* _Data excerpt_
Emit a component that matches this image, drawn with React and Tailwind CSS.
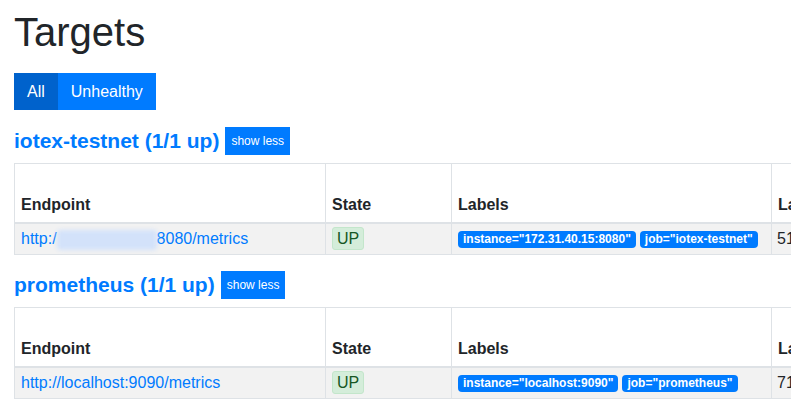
import React from 'react';

const pools = [
  {
    name: 'iotex-testnet',
    up: '1/1 up',
    endpoint: { pre: 'http:/', hidden: true, post: '8080/metrics' },
    labels: ['instance="172.31.40.15:8080"', 'job="iotex-testnet"'],
    last: '51s ago',
  },
  {
    name: 'prometheus',
    up: '1/1 up',
    endpoint: { pre: 'http://localhost:9090/metrics', hidden: false, post: '' },
    labels: ['instance="localhost:9090"', 'job="prometheus"'],
    last: '71s ago',
  },
];

const PoolPanel = ({ pool }) => (
  <div className="mb-[14px]">
    <div className="flex items-center gap-[6px] h-[32px] mb-[6px]">
      <a className="text-[21px] font-bold text-[#007bff] leading-[1.2]">
        {pool.name} ({pool.up})
      </a>
      <button className="bg-[#007bff] text-white text-[12px] leading-[20px] px-[6px] py-[4px]">
        show less
      </button>
    </div>
    <table className="border-collapse text-[16px] text-[#212529] w-[1000px] table-fixed">
      <thead>
        <tr className="h-[59px]">
          <th className="w-[311px] border border-[#dee2e6] border-b-2 align-bottom text-left font-bold px-[6px] pb-[5px]">Endpoint</th>
          <th className="w-[126px] border border-[#dee2e6] border-b-2 align-bottom text-left font-bold px-[6px] pb-[5px]">State</th>
          <th className="w-[320px] border border-[#dee2e6] border-b-2 align-bottom text-left font-bold px-[6px] pb-[5px]">Labels</th>
          <th className="w-[120px] border border-[#dee2e6] border-b-2 align-bottom text-left font-bold px-[6px] pb-[5px]">Last Scrape</th>
          <th className="w-[123px] border border-[#dee2e6] border-b-2 align-bottom text-left font-bold px-[6px] pb-[5px]">Error</th>
        </tr>
      </thead>
      <tbody>
        <tr className="bg-[#f2f2f2] h-[32px]">
          <td className="border border-[#dee2e6] px-[6px] whitespace-nowrap">
            <a className="text-[#007bff]">
              {pool.endpoint.pre}
              {pool.endpoint.hidden && (
                <span className="inline-block align-middle w-[100px] h-[20px] bg-[#d3e2fa] blur-[2px] rounded-[4px]"></span>
              )}
              {pool.endpoint.post}
            </a>
          </td>
          <td className="border border-[#dee2e6] px-[6px]">
            <span className="inline-block bg-[#d4edda] border border-[#c3e6cb] text-[#155724] rounded-[3px] px-[4px] leading-[21px]">UP</span>
          </td>
          <td className="border border-[#dee2e6] px-[6px] whitespace-nowrap">
            {pool.labels.map((l) => (
              <span key={l} className="inline-block bg-[#007bff] text-white text-[12px] font-bold rounded-[4px] px-[5px] leading-[17px] mr-[4px] align-middle">
                {l}
              </span>
            ))}
          </td>
          <td className="border border-[#dee2e6] px-[5px] whitespace-nowrap">{pool.last}</td>
          <td className="border border-[#dee2e6] px-[6px]"></td>
        </tr>
      </tbody>
    </table>
  </div>
);

export default function App() {
  return (
    <div className="w-screen h-screen overflow-hidden bg-white" style={{ fontFamily: '"Liberation Sans", Arial, sans-serif' }}>
      <div className="pl-[14px] pt-[8px]">
        <h1 className="text-[40px] leading-[48px] font-normal text-[#212529] mb-[17px]">Targets</h1>
        <div className="flex mb-[15px]">
          <button className="bg-[#0062cc] text-white text-[16px] leading-[24px] px-[13px] py-[6px] h-[37px]">All</button>
          <button className="bg-[#007bff] text-white text-[16px] leading-[24px] px-[13px] py-[6px] h-[37px]">Unhealthy</button>
        </div>
        {pools.map((p) => (
          <PoolPanel key={p.name} pool={p} />
        ))}
      </div>
    </div>
  );
}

* _Aim_
Give an exact copy of the material, leaving out every picture.

* _Answer to the task_
Emit a component that matches this image, drawn with React and Tailwind CSS.
import React from 'react';

const pools = [
  {
    name: 'iotex-testnet',
    up: '1/1 up',
    endpoint: { pre: 'http:/', hidden: true, post: '8080/metrics' },
    labels: ['instance="172.31.40.15:8080"', 'job="iotex-testnet"'],
    last: '51s ago',
  },
  {
    name: 'prometheus',
    up: '1/1 up',
    endpoint: { pre: 'http://localhost:9090/metrics', hidden: false, post: '' },
    labels: ['instance="localhost:9090"', 'job="prometheus"'],
    last: '71s ago',
  },
];

const PoolPanel = ({ pool }) => (
  <div className="mb-[14px]">
    <div className="flex items-center gap-[6px] h-[32px] mb-[6px]">
      <a className="text-[21px] font-bold text-[#007bff] leading-[1.2]">
        {pool.name} ({pool.up})
      </a>
      <button className="bg-[#007bff] text-white text-[12px] leading-[20px] px-[6px] py-[4px]">
        show less
      </button>
    </div>
    <table className="border-collapse text-[16px] text-[#212529] w-[1000px] table-fixed">
      <thead>
        <tr className="h-[59px]">
          <th className="w-[311px] border border-[#dee2e6] border-b-2 align-bottom text-left font-bold px-[6px] pb-[5px]">Endpoint</th>
          <th className="w-[126px] border border-[#dee2e6] border-b-2 align-bottom text-left font-bold px-[6px] pb-[5px]">State</th>
          <th className="w-[320px] border border-[#dee2e6] border-b-2 align-bottom text-left font-bold px-[6px] pb-[5px]">Labels</th>
          <th className="w-[120px] border border-[#dee2e6] border-b-2 align-bottom text-left font-bold px-[6px] pb-[5px]">Last Scrape</th>
          <th className="w-[123px] border border-[#dee2e6] border-b-2 align-bottom text-left font-bold px-[6px] pb-[5px]">Error</th>
        </tr>
      </thead>
      <tbody>
        <tr className="bg-[#f2f2f2] h-[32px]">
          <td className="border border-[#dee2e6] px-[6px] whitespace-nowrap">
            <a className="text-[#007bff]">
              {pool.endpoint.pre}
              {pool.endpoint.hidden && (
                <span className="inline-block align-middle w-[100px] h-[20px] bg-[#d3e2fa] blur-[2px] rounded-[4px]"></span>
              )}
              {pool.endpoint.post}
            </a>
          </td>
          <td className="border border-[#dee2e6] px-[6px]">
            <span className="inline-block bg-[#d4edda] border border-[#c3e6cb] text-[#155724] rounded-[3px] px-[4px] leading-[21px]">UP</span>
          </td>
          <td className="border border-[#dee2e6] px-[6px] whitespace-nowrap">
            {pool.labels.map((l) => (
              <span key={l} className="inline-block bg-[#007bff] text-white text-[12px] font-bold rounded-[4px] px-[5px] leading-[17px] mr-[4px] align-middle">
                {l}
              </span>
            ))}
          </td>
          <td className="border border-[#dee2e6] px-[5px] whitespace-nowrap">{pool.last}</td>
          <td className="border border-[#dee2e6] px-[6px]"></td>
        </tr>
      </tbody>
    </table>
  </div>
);

export default function App() {
  return (
    <div className="w-screen h-screen overflow-hidden bg-white" style={{ fontFamily: '"Liberation Sans", Arial, sans-serif' }}>
      <div className="pl-[14px] pt-[8px]">
        <h1 className="text-[40px] leading-[48px] font-normal text-[#212529] mb-[17px]">Targets</h1>
        <div className="flex mb-[15px]">
          <button className="bg-[#0062cc] text-white text-[16px] leading-[24px] px-[13px] py-[6px] h-[37px]">All</button>
          <button className="bg-[#007bff] text-white text-[16px] leading-[24px] px-[13px] py-[6px] h-[37px]">Unhealthy</button>
        </div>
        {pools.map((p) => (
          <PoolPanel key={p.name} pool={p} />
        ))}
      </div>
    </div>
  );
}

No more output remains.